Mexico Approves Sweeping Tariff Hikes on Asian Imports, Hitting India and Others From 2026
Mexico has approved sharp tariff increases of up to 50% on imports from India, China, South Korea, Thailand, Indonesia and other Asian nations starting in 2026. The move, aimed at protecting domestic industries, marks a major shift from Mexico’s pro-trade stance and has drawn criticism from global businesses and affected governments.
Under the new framework, Mexico will impose or raise duties on goods entering from countries that do not share a trade agreement with it. India, China, South Korea, Thailand, and Indonesia are among the most affected exporters. The tariff schedule, which takes effect in 2026, targets major industrial categories including automobiles, auto components, textiles, garments, plastics, and steel.
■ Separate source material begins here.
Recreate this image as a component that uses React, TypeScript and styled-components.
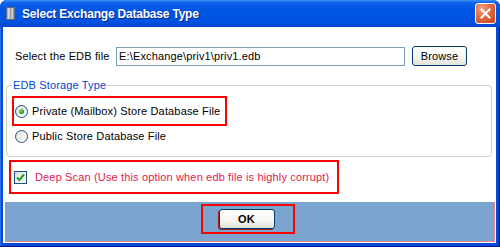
import styled, { createGlobalStyle } from "styled-components";

const GlobalStyle = createGlobalStyle`
  html, body { margin: 0; padding: 0; background: #fff; }
  body {
    font-family: "Liberation Sans", Arial, sans-serif;
    font-size: 11px;
    letter-spacing: 0.15px;
    color: #000;
  }
`;

const Window = styled.div`
  width: 500px;
  height: 247px;
  display: flex;
  flex-direction: column;
  background: #0a48d8;
  border-radius: 7px 7px 0 0;
  box-shadow: inset -1px -1px 0 #00188c, inset 1px 0 0 #2c6ff0;
  overflow: hidden;
`;

const TitleBar = styled.div`
  height: 27px;
  flex: none;
  display: flex;
  align-items: center;
  padding: 0 4px 0 6px;
  background: linear-gradient(180deg, #3d8ff7 0%, #0d62ea 10%, #0056e5 35%, #0052e0 80%, #0447d2 100%);
`;

const TitleText = styled.span`
  flex: 1;
  margin-left: 7px;
  color: #fff;
  font-weight: bold;
  font-size: 12px;
  letter-spacing: -0.2px;
  text-shadow: 1px 1px 0 #0b2a8f;
`;

const CloseButton = styled.div`
  width: 19px;
  height: 19px;
  border: 1px solid #fff;
  border-radius: 3px;
  display: flex;
  align-items: center;
  justify-content: center;
  background: radial-gradient(circle at 30% 25%, #f0a080 0%, #e06a42 45%, #c8421c 100%);
`;

const Client = styled.div`
  flex: 1;
  margin: 0 4px 4px 3px;
  background: #fff;
  display: flex;
  flex-direction: column;
  padding: 19px 1px 1px 2px;
`;

const FileRow = styled.div`
  display: flex;
  align-items: center;
  height: 20px;
  margin-left: 10px;
`;

const Label = styled.span`
  width: 101px;
`;

const PathInput = styled.div`
  width: 283px;
  height: 17px;
  border: 1px solid #7f9db9;
  padding: 0 2px;
  display: flex;
  align-items: center;
`;

const XpButton = styled.div<{ $bold?: boolean; $width: number }>`
  width: ${(p) => p.$width}px;
  height: 20px;
  box-sizing: border-box;
  border: 1px solid #003c74;
  border-radius: 3px;
  display: flex;
  align-items: center;
  justify-content: center;
  font-weight: ${(p) => (p.$bold ? "bold" : "normal")};
  background: linear-gradient(180deg, #ffffff 0%, #f6f5f0 60%, #e3e1d6 100%);
`;

const BrowseButton = styled(XpButton)`
  margin-left: 7px;
`;

const Group = styled.fieldset`
  margin: 13px 3px 0 1px;
  padding: 5px 5px 10px 5px;
  border: 1px solid #d0d0bf;
  border-radius: 4px;
`;

const Legend = styled.legend`
  padding: 0 1px;
  color: #0046d5;
`;

const Option = styled.div<{ $boxed?: boolean }>`
  display: flex;
  align-items: center;
  gap: 4px;
  width: fit-content;
  height: ${(p) => (p.$boxed ? 26 : 20)}px;
  padding: ${(p) => (p.$boxed ? "0 5px 0 1px" : "0 0 0 3px")};
  border: ${(p) => (p.$boxed ? "2px solid #ff0000" : "none")};
`;

const Radio = styled.span<{ $checked?: boolean }>`
  width: 11px;
  height: 11px;
  border-radius: 50%;
  border: 1px solid #1c5180;
  display: flex;
  align-items: center;
  justify-content: center;
  background: linear-gradient(135deg, #dcdcd5 0%, #f4f4f0 60%, #ffffff 100%);
  &::after {
    content: "";
    display: ${(p) => (p.$checked ? "block" : "none")};
    width: 5px;
    height: 5px;
    border-radius: 50%;
    background: radial-gradient(circle at 35% 35%, #7ee07e 0%, #21a121 60%, #158015 100%);
  }
`;

const ScanBox = styled.div`
  display: flex;
  align-items: center;
  gap: 8px;
  margin: 3px 0 0 4px;
  width: 323px;
  height: 30px;
  padding-left: 3px;
  border: 2px solid #ff0000;
`;

const CheckBox = styled.span`
  width: 11px;
  height: 11px;
  border: 1px solid #1c5180;
  display: flex;
  align-items: center;
  justify-content: center;
  background: linear-gradient(135deg, #dcdcd5 0%, #f4f4f0 60%, #ffffff 100%);
`;

const ScanText = styled.span`
  color: #e5204c;
`;

const Band = styled.div`
  margin-top: 8px;
  flex: 1;
  display: flex;
  justify-content: center;
  align-items: flex-start;
  padding-top: 2px;
  background: #7ba5d0;
  border-right: 1px solid #e58a8a;
  border-bottom: 1px solid #e58a8a;
`;

const OkFrame = styled.div`
  width: 90px;
  height: 26px;
  margin-right: 4px;
  border: 2px solid #ff0000;
  display: flex;
  align-items: center;
  justify-content: center;
`;

const OkButton = styled(XpButton)`
  box-shadow: -1px 1px 0 #a31f1f;
  margin-right: 2px;
`;

const DbIcon = () => (
  <svg width="9" height="13" viewBox="0 0 9 13">
    <defs>
      <linearGradient id="db" x1="0" x2="1" y1="0" y2="0">
        <stop offset="0" stopColor="#8a8a8a" />
        <stop offset="0.3" stopColor="#e8e8e8" />
        <stop offset="0.5" stopColor="#9a9a9a" />
        <stop offset="0.7" stopColor="#dadada" />
        <stop offset="1" stopColor="#707070" />
      </linearGradient>
    </defs>
    <rect x="0.5" y="0.5" width="8" height="12" fill="url(#db)" stroke="#5a6a8a" />
  </svg>
);

export default function App() {
  return (
    <>
      <GlobalStyle />
      <Window>
        <TitleBar>
          <DbIcon />
          <TitleText>Select Exchange Database Type</TitleText>
          <CloseButton>
            <svg width="11" height="11" viewBox="0 0 11 11">
              <path d="M1.5 1.5 L9.5 9.5 M9.5 1.5 L1.5 9.5" stroke="#fff" strokeWidth="2" strokeLinecap="square" />
            </svg>
          </CloseButton>
        </TitleBar>
        <Client>
          <FileRow>
            <Label>Select the EDB file</Label>
            <PathInput>E:\Exchange\priv1\priv1.edb</PathInput>
            <BrowseButton $width={55}>Browse</BrowseButton>
          </FileRow>
          <Group>
            <Legend>EDB Storage Type</Legend>
            <Option $boxed>
              <Radio $checked />
              Private (Mailbox) Store Database File
            </Option>
            <Option>
              <Radio />
              Public Store Database File
            </Option>
          </Group>
          <ScanBox>
            <CheckBox>
              <svg width="9" height="9" viewBox="0 0 9 9">
                <path d="M1 4.5 L3.5 7 L8 1.5" fill="none" stroke="#21a121" strokeWidth="2" />
              </svg>
            </CheckBox>
            <ScanText>Deep Scan (Use this option when edb file is highly corrupt)</ScanText>
          </ScanBox>
          <Band>
            <OkFrame>
              <OkButton $width={56} $bold>
                OK
              </OkButton>
            </OkFrame>
          </Band>
        </Client>
      </Window>
    </>
  );
}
According to the legislation, most products will face tariffs capped at around 35 percent, while certain items may see charges rise as high as 50 percent.
Mexican lawmakers backing the measure argue that the higher duties are essential to strengthening domestic production and shielding local industries from what they describe as intense pricing pressure from low-cost Asian manufacturers. However, the decision has drawn strong criticism from business chambers, import-dependent sectors, and several governments impacted by the hikes, all of whom warn that the move could strain supply chains, raise consumer prices, and undermine Mexico’s global competitiveness.
Despite this pushback, the Senate voted to advance the tariff regime, marking one of the country’s most significant departures from its long-held support for open markets and international trade agreements. As Mexico prepares to implement the new rates, exporters across Asia now face the prospect of diminished access to a key North American market at a time when global manufacturing networks are already under pressure from shifting geopolitical and economic alignments.